-- BEGIN EXCERPTED DATA --

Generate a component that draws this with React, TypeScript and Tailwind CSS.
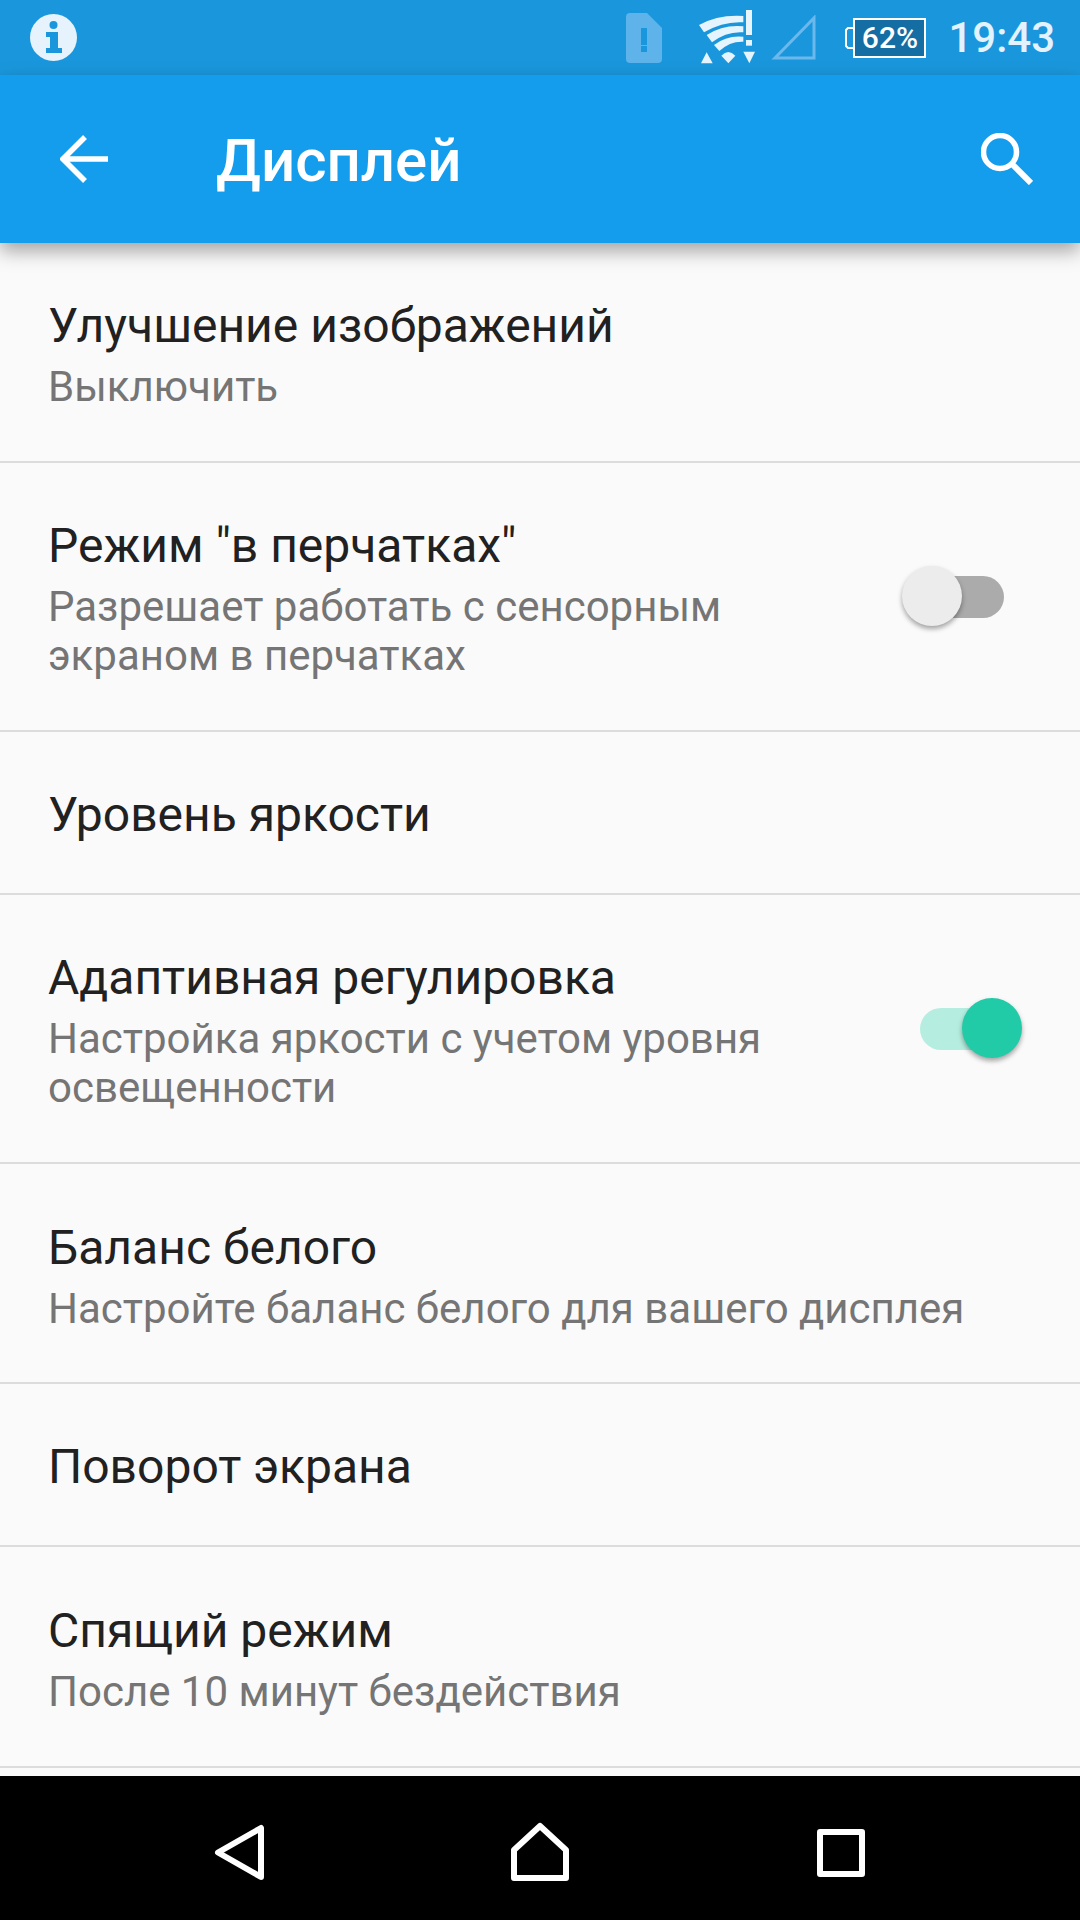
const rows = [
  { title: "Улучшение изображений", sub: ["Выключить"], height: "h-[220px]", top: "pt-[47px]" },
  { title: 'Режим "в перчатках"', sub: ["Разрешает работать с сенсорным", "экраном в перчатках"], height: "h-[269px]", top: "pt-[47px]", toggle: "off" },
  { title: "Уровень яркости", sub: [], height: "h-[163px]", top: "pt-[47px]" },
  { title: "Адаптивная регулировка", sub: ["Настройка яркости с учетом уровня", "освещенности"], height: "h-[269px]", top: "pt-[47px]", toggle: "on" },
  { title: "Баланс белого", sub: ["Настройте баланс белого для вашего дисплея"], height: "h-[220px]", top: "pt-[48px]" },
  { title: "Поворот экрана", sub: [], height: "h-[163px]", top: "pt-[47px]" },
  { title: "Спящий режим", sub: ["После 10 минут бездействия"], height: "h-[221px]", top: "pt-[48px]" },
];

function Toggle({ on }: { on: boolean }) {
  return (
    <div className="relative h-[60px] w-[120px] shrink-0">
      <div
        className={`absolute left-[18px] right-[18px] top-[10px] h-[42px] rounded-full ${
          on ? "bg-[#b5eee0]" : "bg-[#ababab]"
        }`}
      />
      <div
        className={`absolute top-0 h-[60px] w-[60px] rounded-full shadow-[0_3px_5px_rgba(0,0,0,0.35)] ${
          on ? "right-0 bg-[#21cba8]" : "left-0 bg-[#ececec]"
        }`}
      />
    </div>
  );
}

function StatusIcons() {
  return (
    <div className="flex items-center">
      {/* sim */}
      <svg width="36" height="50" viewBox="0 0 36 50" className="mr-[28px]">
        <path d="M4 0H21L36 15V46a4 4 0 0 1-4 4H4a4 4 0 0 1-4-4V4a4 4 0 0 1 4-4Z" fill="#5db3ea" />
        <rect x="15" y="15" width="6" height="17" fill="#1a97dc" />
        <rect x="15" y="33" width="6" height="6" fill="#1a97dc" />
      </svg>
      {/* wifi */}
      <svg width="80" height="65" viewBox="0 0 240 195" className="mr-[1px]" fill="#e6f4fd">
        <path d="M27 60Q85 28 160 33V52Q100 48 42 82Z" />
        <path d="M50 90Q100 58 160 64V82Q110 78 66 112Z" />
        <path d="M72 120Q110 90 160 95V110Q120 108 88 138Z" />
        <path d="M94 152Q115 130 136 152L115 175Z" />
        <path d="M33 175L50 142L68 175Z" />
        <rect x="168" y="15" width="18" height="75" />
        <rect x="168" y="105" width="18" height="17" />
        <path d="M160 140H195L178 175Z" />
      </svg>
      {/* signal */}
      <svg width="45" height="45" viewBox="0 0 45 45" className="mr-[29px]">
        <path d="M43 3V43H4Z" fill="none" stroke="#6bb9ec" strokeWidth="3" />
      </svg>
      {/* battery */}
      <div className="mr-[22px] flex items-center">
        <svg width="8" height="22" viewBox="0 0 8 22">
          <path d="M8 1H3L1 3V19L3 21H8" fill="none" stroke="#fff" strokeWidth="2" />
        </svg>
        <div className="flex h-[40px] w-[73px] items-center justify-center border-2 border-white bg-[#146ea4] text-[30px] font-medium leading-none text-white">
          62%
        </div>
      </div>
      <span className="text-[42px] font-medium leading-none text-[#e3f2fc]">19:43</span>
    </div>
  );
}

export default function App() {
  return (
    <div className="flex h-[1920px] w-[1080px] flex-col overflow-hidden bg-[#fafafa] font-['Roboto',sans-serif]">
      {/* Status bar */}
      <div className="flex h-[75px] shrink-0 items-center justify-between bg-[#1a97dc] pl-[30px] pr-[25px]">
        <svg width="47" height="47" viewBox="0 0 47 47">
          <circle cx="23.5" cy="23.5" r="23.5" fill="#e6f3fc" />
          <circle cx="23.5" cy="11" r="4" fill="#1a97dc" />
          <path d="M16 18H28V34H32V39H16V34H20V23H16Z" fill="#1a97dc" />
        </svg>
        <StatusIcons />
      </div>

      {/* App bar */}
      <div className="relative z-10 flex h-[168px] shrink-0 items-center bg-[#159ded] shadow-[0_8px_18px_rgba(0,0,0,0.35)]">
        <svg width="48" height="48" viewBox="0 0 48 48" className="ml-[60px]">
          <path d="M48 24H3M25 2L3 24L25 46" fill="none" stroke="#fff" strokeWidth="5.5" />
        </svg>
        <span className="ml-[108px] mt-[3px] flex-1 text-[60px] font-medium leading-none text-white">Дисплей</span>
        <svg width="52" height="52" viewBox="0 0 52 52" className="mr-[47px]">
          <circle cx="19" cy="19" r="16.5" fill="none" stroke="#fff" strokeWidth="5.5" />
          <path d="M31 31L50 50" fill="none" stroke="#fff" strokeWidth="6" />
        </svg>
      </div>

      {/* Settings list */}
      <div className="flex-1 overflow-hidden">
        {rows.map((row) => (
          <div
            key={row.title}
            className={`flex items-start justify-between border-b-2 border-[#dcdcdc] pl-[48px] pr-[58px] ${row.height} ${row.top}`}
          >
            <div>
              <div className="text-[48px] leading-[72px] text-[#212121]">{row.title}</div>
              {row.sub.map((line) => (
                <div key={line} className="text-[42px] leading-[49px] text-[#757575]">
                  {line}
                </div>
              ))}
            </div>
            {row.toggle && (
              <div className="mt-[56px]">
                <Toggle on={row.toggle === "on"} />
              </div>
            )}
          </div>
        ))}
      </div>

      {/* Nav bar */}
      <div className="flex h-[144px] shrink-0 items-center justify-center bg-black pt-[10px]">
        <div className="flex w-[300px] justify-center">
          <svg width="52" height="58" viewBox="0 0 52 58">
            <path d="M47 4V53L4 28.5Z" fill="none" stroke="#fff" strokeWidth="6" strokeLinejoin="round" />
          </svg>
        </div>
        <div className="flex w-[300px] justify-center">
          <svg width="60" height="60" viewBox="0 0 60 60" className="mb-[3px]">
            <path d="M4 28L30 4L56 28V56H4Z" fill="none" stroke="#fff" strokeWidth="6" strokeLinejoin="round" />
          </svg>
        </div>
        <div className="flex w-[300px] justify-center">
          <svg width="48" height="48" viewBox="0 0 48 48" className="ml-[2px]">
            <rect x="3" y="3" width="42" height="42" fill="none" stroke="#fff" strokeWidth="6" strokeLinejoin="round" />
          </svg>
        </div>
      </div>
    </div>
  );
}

-- END EXCERPTED DATA --
-- BEGIN EXCERPTED DATA --

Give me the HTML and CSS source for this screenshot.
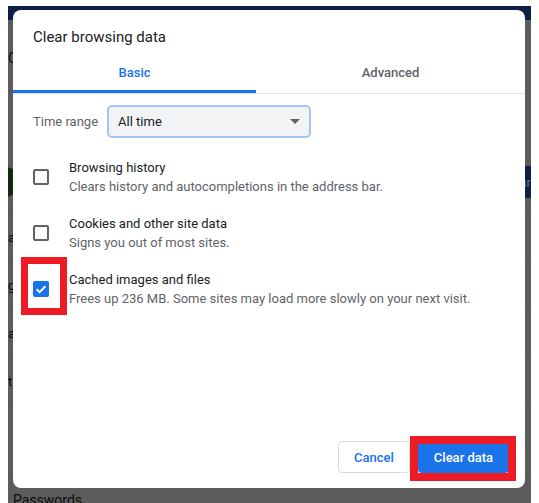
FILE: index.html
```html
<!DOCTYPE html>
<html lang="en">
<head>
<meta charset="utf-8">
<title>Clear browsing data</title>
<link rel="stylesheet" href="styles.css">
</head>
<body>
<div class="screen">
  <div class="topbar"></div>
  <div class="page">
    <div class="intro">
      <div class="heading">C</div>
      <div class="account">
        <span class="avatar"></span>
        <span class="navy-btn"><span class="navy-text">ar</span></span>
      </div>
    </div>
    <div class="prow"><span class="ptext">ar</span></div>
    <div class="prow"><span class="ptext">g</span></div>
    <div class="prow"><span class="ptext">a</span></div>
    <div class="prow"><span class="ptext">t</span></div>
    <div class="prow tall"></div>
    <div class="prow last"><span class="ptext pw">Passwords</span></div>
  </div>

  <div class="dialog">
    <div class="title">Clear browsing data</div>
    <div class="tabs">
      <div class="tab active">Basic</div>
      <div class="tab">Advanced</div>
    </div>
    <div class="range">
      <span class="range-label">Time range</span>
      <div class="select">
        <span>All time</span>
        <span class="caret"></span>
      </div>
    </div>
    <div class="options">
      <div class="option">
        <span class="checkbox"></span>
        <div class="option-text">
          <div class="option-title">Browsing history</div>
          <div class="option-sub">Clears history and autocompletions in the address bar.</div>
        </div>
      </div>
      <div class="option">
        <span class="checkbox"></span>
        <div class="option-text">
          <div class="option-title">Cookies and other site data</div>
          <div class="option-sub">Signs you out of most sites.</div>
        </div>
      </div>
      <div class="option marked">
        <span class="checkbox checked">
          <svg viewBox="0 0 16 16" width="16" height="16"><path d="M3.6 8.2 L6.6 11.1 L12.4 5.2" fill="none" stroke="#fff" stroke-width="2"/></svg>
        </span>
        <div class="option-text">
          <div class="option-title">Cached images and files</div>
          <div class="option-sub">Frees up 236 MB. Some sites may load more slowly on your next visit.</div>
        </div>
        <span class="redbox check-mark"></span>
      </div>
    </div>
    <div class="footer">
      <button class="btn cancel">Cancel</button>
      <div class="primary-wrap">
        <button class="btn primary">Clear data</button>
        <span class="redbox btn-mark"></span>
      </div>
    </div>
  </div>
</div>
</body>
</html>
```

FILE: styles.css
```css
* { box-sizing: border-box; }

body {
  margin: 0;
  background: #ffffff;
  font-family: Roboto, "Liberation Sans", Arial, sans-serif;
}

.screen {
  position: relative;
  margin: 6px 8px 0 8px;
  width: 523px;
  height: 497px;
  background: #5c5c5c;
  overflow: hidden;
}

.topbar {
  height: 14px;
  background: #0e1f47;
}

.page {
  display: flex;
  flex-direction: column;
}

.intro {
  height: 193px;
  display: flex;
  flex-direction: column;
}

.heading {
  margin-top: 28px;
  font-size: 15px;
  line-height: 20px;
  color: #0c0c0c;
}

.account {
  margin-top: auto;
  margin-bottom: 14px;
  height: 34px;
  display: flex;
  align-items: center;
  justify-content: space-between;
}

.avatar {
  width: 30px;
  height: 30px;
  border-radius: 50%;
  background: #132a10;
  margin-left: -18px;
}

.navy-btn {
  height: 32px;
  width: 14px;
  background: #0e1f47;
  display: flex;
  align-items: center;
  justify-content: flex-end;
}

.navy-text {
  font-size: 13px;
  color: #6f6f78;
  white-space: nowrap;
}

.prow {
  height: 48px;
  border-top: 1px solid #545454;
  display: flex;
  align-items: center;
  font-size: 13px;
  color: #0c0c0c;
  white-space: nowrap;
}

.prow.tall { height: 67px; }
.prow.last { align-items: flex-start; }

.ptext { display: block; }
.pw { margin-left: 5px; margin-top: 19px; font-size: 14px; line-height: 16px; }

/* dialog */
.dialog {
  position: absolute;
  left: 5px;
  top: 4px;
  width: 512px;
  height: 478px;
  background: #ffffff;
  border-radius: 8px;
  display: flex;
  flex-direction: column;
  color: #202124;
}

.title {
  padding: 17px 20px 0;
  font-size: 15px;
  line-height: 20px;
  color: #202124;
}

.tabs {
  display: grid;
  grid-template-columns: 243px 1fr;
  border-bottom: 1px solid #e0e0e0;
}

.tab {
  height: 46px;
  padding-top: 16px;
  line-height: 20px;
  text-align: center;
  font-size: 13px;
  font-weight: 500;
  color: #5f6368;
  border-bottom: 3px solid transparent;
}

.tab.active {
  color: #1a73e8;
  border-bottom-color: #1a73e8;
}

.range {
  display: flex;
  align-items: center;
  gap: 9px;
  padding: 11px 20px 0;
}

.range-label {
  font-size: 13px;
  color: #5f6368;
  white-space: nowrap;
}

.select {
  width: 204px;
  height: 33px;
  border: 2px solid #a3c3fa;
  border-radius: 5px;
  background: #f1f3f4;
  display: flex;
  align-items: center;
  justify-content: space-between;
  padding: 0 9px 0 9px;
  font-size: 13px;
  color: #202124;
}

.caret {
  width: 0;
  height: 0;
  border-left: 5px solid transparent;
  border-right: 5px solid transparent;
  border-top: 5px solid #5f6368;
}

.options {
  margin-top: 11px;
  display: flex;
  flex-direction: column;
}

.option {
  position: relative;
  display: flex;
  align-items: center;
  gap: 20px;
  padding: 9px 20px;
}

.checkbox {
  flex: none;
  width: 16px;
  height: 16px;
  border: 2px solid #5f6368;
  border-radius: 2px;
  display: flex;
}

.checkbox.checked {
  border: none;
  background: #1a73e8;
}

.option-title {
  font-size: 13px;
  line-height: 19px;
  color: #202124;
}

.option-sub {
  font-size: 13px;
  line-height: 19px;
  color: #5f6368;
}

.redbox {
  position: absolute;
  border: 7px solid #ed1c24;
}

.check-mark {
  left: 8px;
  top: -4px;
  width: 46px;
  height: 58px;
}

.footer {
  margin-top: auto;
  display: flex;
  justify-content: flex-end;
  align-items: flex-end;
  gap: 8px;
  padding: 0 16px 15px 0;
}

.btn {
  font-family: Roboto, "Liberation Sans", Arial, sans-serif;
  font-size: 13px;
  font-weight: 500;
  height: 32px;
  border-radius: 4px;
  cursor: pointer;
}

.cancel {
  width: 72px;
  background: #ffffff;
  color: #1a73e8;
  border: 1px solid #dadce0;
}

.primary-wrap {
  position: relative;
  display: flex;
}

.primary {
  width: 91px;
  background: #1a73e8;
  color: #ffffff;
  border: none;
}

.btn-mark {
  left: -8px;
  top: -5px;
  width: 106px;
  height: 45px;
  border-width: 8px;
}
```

-- END EXCERPTED DATA --
-- BEGIN EXCERPTED DATA --

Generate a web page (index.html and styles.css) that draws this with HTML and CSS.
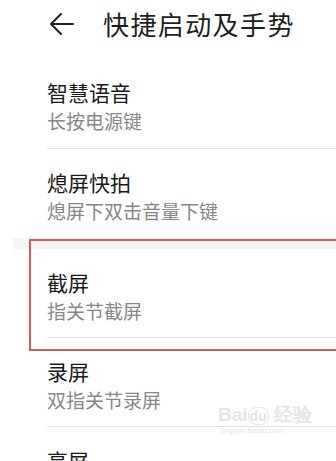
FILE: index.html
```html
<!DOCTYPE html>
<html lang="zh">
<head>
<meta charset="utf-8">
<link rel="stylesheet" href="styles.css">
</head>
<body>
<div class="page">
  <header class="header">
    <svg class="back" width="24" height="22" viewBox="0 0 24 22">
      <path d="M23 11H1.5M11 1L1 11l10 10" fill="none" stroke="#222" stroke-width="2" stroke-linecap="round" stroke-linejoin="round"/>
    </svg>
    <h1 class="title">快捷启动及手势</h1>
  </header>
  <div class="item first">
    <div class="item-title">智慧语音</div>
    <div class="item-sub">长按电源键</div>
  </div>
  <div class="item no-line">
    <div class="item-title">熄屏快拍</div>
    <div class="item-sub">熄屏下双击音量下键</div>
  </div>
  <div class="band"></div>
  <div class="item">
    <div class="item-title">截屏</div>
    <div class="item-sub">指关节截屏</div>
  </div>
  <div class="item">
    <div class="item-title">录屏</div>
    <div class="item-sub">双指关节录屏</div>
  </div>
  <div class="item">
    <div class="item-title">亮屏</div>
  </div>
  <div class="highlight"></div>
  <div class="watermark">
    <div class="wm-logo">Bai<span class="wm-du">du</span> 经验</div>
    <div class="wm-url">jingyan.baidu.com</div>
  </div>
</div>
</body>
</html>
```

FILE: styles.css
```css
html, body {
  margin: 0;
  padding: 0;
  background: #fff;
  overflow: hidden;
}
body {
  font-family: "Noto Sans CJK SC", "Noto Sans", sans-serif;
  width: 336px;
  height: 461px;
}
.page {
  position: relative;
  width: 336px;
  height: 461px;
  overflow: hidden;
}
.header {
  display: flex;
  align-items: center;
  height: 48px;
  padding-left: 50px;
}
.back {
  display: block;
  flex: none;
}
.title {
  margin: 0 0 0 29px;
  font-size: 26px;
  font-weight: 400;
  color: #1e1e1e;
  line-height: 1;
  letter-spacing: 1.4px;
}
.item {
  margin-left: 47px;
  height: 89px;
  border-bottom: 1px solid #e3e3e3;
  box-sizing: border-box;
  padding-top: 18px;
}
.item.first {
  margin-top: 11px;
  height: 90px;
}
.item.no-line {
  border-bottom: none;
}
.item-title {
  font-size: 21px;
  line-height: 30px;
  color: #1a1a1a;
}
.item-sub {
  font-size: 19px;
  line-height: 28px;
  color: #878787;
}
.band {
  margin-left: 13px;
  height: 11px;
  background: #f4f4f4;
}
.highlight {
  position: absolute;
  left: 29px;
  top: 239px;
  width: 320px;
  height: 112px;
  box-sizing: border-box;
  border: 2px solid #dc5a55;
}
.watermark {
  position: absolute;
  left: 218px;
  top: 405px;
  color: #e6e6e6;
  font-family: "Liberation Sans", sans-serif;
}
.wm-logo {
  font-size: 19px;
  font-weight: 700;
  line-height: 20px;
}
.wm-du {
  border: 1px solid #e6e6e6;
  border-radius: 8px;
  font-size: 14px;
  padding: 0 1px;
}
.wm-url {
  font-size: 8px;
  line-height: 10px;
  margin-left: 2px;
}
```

-- END EXCERPTED DATA --

• [THE PROBLEM]
Work out how many lines of the listing above include the word "Generate". Report only the number.

• [EXERCISE OUTPUT]
2